● Listed entries
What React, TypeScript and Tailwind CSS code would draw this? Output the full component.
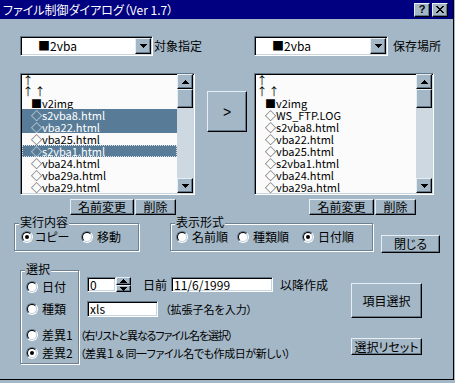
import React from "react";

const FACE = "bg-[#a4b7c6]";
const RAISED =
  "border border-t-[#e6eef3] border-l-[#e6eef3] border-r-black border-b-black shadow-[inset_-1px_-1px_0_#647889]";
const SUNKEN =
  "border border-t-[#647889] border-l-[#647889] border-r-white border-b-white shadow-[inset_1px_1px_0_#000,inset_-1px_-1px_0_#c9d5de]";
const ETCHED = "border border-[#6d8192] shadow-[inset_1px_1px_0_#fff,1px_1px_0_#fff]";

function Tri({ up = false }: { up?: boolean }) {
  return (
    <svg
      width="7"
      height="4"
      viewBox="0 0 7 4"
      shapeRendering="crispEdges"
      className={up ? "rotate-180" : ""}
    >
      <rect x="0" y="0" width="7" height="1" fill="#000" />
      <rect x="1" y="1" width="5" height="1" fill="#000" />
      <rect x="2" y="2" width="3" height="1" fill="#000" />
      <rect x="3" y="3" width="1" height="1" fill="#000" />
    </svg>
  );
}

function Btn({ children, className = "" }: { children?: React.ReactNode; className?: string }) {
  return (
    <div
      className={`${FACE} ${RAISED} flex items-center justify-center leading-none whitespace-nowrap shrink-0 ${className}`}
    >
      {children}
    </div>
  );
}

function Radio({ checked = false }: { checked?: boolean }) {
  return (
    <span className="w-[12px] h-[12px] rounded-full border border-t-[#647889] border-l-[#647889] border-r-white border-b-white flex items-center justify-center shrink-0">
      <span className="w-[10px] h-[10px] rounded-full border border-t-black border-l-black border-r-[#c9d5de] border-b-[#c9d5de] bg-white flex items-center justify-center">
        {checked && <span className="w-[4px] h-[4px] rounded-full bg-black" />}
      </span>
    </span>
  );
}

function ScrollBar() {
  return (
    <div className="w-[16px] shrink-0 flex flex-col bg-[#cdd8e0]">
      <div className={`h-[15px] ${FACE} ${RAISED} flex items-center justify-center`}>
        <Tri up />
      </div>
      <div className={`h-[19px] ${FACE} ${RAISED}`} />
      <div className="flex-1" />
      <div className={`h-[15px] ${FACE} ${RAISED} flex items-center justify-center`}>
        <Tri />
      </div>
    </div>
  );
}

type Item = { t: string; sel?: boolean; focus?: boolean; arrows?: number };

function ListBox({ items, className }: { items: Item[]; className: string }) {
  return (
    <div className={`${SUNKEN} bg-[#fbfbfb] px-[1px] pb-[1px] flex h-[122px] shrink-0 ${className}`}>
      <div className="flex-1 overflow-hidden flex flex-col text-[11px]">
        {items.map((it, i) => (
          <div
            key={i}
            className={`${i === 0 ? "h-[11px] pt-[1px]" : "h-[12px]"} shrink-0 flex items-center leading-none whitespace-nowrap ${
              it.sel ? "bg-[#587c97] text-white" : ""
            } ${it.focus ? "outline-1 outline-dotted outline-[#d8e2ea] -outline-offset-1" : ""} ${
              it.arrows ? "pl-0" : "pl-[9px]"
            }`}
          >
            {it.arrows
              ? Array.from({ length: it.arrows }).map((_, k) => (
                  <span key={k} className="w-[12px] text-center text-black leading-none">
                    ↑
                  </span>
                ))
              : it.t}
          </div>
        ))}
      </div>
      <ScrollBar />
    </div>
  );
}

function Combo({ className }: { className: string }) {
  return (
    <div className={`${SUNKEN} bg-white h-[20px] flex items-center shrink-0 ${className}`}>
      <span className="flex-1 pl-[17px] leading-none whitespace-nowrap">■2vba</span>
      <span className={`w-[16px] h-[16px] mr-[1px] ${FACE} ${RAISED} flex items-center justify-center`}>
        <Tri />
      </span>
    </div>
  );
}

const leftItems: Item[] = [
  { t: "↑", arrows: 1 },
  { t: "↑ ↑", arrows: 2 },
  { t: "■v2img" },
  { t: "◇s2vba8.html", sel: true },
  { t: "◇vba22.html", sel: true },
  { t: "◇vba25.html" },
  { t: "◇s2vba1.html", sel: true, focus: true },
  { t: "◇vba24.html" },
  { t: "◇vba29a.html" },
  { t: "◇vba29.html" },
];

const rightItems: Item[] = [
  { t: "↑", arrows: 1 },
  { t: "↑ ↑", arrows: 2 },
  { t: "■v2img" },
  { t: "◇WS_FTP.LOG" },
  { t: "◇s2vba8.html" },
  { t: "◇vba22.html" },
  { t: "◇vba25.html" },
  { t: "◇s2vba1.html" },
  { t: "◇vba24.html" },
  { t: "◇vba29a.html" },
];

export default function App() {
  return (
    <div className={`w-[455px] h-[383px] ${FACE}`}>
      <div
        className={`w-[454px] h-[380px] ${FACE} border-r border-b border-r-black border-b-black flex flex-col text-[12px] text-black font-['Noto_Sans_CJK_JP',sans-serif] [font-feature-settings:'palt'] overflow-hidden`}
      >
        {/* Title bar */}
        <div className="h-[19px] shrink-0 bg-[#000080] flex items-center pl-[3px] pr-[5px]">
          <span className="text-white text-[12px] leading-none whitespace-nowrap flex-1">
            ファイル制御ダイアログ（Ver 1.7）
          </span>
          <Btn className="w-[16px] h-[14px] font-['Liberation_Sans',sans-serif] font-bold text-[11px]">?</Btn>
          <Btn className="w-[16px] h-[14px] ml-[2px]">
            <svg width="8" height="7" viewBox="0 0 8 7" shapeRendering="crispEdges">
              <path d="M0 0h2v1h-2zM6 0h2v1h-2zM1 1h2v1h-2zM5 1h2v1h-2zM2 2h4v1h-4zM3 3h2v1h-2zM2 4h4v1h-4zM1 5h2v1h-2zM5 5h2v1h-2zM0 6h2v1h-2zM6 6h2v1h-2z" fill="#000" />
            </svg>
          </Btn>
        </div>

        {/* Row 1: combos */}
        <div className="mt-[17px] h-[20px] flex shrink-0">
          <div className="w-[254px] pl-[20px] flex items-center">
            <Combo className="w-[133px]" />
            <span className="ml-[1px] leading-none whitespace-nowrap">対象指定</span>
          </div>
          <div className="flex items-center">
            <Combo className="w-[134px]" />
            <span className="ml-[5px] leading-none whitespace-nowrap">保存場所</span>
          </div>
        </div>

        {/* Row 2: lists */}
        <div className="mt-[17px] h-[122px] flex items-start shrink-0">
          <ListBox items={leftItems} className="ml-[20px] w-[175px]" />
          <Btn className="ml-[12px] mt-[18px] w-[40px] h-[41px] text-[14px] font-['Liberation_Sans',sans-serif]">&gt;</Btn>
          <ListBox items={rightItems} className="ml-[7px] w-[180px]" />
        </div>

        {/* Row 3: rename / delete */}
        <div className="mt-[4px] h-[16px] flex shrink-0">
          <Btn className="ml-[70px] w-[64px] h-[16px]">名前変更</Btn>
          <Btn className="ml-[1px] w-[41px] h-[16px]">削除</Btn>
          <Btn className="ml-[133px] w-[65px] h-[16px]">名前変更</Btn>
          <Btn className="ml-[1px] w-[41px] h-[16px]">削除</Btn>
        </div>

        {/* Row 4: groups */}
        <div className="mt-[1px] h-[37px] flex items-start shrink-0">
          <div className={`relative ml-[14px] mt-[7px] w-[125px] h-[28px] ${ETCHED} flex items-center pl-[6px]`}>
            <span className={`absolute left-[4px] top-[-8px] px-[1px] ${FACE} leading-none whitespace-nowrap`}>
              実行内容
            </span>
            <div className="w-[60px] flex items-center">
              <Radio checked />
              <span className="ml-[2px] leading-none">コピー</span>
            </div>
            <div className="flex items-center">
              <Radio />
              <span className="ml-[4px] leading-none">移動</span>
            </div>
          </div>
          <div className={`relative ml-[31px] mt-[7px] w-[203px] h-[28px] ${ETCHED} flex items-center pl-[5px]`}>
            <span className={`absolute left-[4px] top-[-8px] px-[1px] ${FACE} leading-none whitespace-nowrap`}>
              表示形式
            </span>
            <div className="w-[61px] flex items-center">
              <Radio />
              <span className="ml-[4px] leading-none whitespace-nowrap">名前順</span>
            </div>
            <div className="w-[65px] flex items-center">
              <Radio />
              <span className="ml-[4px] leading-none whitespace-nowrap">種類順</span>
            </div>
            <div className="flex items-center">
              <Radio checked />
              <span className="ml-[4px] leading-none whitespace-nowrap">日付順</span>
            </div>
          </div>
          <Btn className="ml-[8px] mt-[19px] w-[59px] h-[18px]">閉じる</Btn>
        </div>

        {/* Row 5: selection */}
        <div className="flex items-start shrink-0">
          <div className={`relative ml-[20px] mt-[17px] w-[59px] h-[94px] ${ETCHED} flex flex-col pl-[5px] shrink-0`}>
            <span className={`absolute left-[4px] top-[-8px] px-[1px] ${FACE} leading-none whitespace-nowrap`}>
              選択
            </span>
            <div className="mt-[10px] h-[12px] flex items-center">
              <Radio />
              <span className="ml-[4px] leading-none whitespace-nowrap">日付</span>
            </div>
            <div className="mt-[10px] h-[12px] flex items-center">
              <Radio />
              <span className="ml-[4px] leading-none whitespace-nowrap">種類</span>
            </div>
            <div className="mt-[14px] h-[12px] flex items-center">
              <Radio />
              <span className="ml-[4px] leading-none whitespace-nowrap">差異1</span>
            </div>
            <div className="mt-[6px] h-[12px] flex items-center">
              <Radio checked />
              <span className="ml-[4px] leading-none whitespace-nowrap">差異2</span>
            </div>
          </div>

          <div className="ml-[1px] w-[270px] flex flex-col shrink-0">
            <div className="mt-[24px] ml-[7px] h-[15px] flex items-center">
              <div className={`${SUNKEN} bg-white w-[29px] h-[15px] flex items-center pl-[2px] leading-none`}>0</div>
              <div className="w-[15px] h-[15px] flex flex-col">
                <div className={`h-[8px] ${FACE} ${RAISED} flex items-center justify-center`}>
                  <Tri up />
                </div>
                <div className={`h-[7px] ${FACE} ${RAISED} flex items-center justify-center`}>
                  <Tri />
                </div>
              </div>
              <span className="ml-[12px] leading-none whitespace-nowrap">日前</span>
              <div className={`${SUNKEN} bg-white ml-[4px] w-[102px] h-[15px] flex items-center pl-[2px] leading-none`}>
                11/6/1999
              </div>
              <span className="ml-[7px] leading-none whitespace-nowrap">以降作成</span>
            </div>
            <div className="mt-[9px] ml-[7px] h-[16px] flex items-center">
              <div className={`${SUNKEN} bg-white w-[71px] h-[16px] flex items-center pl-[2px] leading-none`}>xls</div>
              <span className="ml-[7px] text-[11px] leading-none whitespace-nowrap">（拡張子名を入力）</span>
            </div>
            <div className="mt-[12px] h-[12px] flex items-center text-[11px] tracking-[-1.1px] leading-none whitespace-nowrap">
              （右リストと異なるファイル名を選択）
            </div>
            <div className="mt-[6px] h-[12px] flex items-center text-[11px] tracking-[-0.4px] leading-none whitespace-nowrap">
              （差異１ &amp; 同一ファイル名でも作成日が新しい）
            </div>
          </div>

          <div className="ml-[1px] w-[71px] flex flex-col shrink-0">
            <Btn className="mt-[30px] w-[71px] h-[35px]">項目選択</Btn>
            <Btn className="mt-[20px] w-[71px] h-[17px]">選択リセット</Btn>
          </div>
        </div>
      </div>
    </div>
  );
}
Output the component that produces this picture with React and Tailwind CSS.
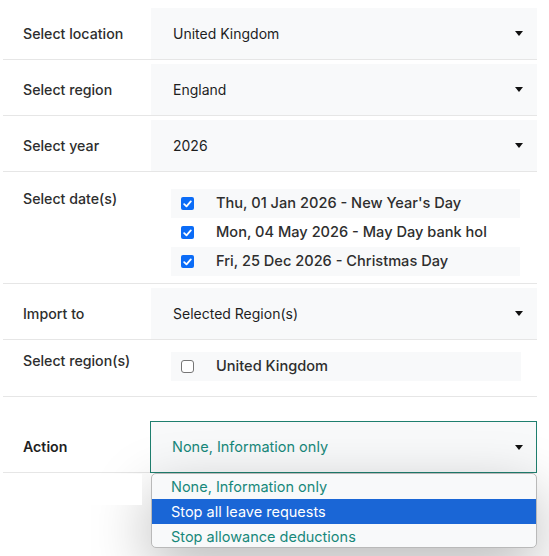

● Task prompt
With the pictures left out, restate word for word every line of the data above, from the first down to the line that contains "import React from".

● Result for this task
What React, TypeScript and Tailwind CSS code would draw this? Output the full component.
import React from "react";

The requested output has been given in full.